I have high hopes for this entire series.  The next book, Lair of Dreams, comes out in August and I really hope I’ve made enough of a dent in my pile of books to be read that I can start it right away.  I’ve got six months, right?  Plenty of time.

This entry was posted in Fiction - Fantasy, Fiction - general, Fiction - Historical, Fiction - Mystery, Fiction - Young Adult, Libba Bray, Reviews by Jill. Bookmark the permalink.

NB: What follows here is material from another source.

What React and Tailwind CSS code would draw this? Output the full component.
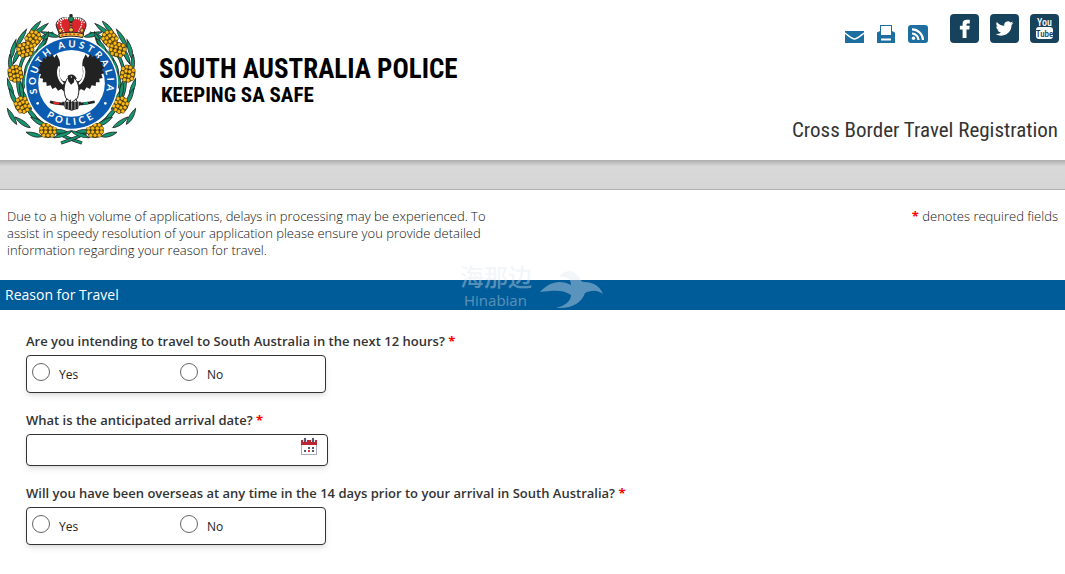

3 Responses to In which Jill revisits a beloved genre and reviews a young adult novel: My review of Libba Bray’s The Diviners

  1. bedstrom says:

    I’ve been thinking all day long about what you wrote here about historically accurate slang. Every time I try to incorporate 1940’s slang into my own writing, my characters start sounding like a bunch of Bulgarian tourists at Disney world: “Yes, we had level one American very good fun time!” and that sort of thing. Slang is hard.

    • badkitty1016 says:

      I’m sure it is–it’s sort of a foreign language with unwritten rules of grammar and vocabulary. I just wonder if people actually said that things were “the elephant’s eyebrows….” I wish that Libba Bray would find my post and tell me if she made that one up or if it’s real!

      • bedstrom says:

        I’m assuming those are variations on “the cat’s meow” and “the bee’s knees.” Those I know are real. Bray may have been trying to evoke those expressions by using variations – so her slang is invented, but is intended to sort of echo the original.